Starting April 1, 2012 a new qualification rule could dramatically change the volume of buyers that qualify for FHA-backed loans, especially impacting first time buyers.

Federal Housing Administration shakeup

Beginning April 1, 2012, any borrower with ongoing disputes with creditors over any debt above $1,000 may no longer qualify for FHA-insured loans, regardless of credit scores. Prior to April, lenders could decide whether debt disputes merited denial, but now the decision is not in their hands as they must justify the approval to the FHA along with documentation.

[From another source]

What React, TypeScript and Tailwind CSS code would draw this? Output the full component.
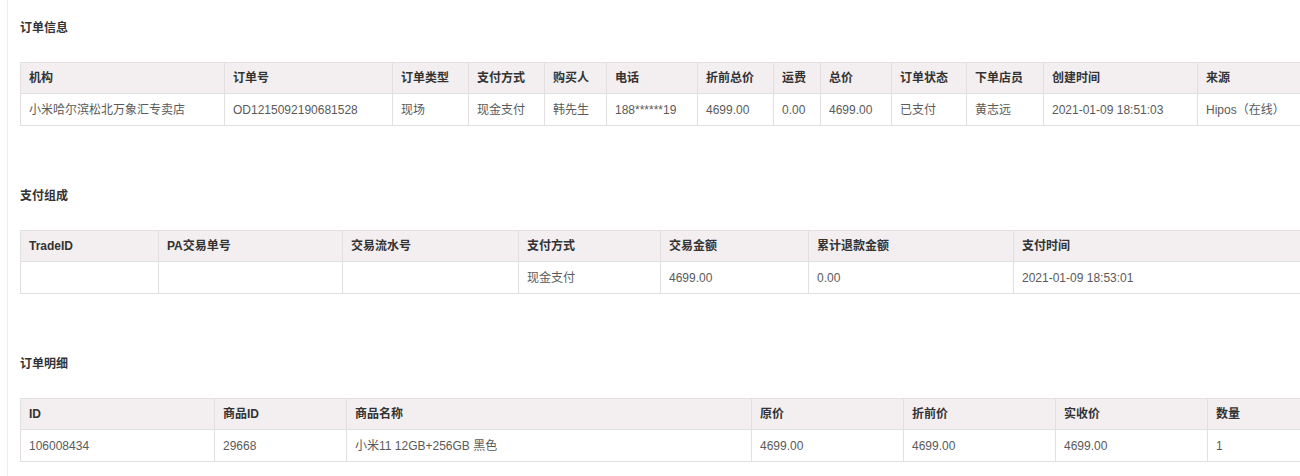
import React from "react";

type Col = { label: string; w: number };

const font = { fontFamily: '"Liberation Sans", "Noto Sans CJK SC", sans-serif' };

function DataTable({ cols, rows }: { cols: Col[]; rows: string[][] }) {
  return (
    <table className="table-fixed border-collapse text-[12px]" style={{ width: cols.reduce((a, c) => a + c.w, 0) }}>
      <colgroup>
        {cols.map((c, i) => (
          <col key={i} style={{ width: c.w }} />
        ))}
      </colgroup>
      <thead>
        <tr className="bg-[#f3eff1]">
          {cols.map((c, i) => (
            <th
              key={i}
              className="h-[31px] border border-[#e3dfe0] px-[8px] text-left font-bold text-[#333] whitespace-nowrap overflow-hidden"
            >
              {c.label}
            </th>
          ))}
        </tr>
      </thead>
      <tbody>
        {rows.map((r, ri) => (
          <tr key={ri} className="bg-white">
            {r.map((v, i) => (
              <td
                key={i}
                className="h-[32px] border border-[#e3dfe0] px-[8px] text-left text-[#5a5a5a] whitespace-nowrap overflow-hidden"
              >
                {v}
              </td>
            ))}
          </tr>
        ))}
      </tbody>
    </table>
  );
}

function Section({ title, children, last }: { title: string; children: React.ReactNode; last?: boolean }) {
  return (
    <div className={last ? "" : "mb-[60px]"}>
      <h3 className="text-[12px] font-bold leading-[20px] text-[#333]">{title}</h3>
      <div className="mt-[24px]">{children}</div>
    </div>
  );
}

export default function App() {
  const t1: Col[] = [
    { label: "机构", w: 204 },
    { label: "订单号", w: 168 },
    { label: "订单类型", w: 76 },
    { label: "支付方式", w: 76 },
    { label: "购买人", w: 62 },
    { label: "电话", w: 91 },
    { label: "折前总价", w: 76 },
    { label: "运费", w: 47 },
    { label: "总价", w: 71 },
    { label: "订单状态", w: 75 },
    { label: "下单店员", w: 77 },
    { label: "创建时间", w: 154 },
    { label: "来源", w: 120 },
  ];
  const t2: Col[] = [
    { label: "TradeID", w: 138 },
    { label: "PA交易单号", w: 184 },
    { label: "交易流水号", w: 176 },
    { label: "支付方式", w: 142 },
    { label: "交易金额", w: 148 },
    { label: "累计退款金额", w: 205 },
    { label: "支付时间", w: 300 },
  ];
  const t3: Col[] = [
    { label: "ID", w: 194 },
    { label: "商品ID", w: 132 },
    { label: "商品名称", w: 405 },
    { label: "原价", w: 152 },
    { label: "折前价", w: 152 },
    { label: "实收价", w: 152 },
    { label: "数量", w: 110 },
  ];
  return (
    <div className="relative h-[476px] w-[1300px] overflow-hidden bg-white" style={font}>
      <div className="absolute left-[7px] top-0 h-full w-px bg-[#ececec]" />
      <div className="pl-[20px] pt-[18px]">
        <Section title="订单信息">
          <DataTable
            cols={t1}
            rows={[
              [
                "小米哈尔滨松北万象汇专卖店",
                "OD1215092190681528",
                "现场",
                "现金支付",
                "韩先生",
                "188******19",
                "4699.00",
                "0.00",
                "4699.00",
                "已支付",
                "黄志远",
                "2021-01-09 18:51:03",
                "Hipos（在线）",
              ],
            ]}
          />
        </Section>
        <Section title="支付组成">
          <DataTable
            cols={t2}
            rows={[["", "", "", "现金支付", "4699.00", "0.00", "2021-01-09 18:53:01"]]}
          />
        </Section>
        <Section title="订单明细" last>
          <DataTable
            cols={t3}
            rows={[["106008434", "29668", "小米11 12GB+256GB 黑色", "4699.00", "4699.00", "4699.00", "1"]]}
          />
        </Section>
      </div>
    </div>
  );
}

The FHA is attempting to reduce its overall risk and increase capital as their reserve funds have fallen below what is legally mandated. For the same reasons, the agency has already announced insurance premiums it charges will increase in April as well.

Why the tightening of the belt?

Besides depleted reserves, the agency says that the new requirements are a protection measure for borrowers. Tiffany Thomas Smith, deputy press secretary for the U.S. Department of Housing and Urban Development, FHA’s parent agency told CNN, “It’s a way of protecting consumers from getting into loans they ultimately can’t afford.”

The new rule mandates that prior to closing any FHA loan, borrowers must pay off any debt adding up to over $1,000, prove they are making payments on the disputed amounts or explain the dispute, along with documentation.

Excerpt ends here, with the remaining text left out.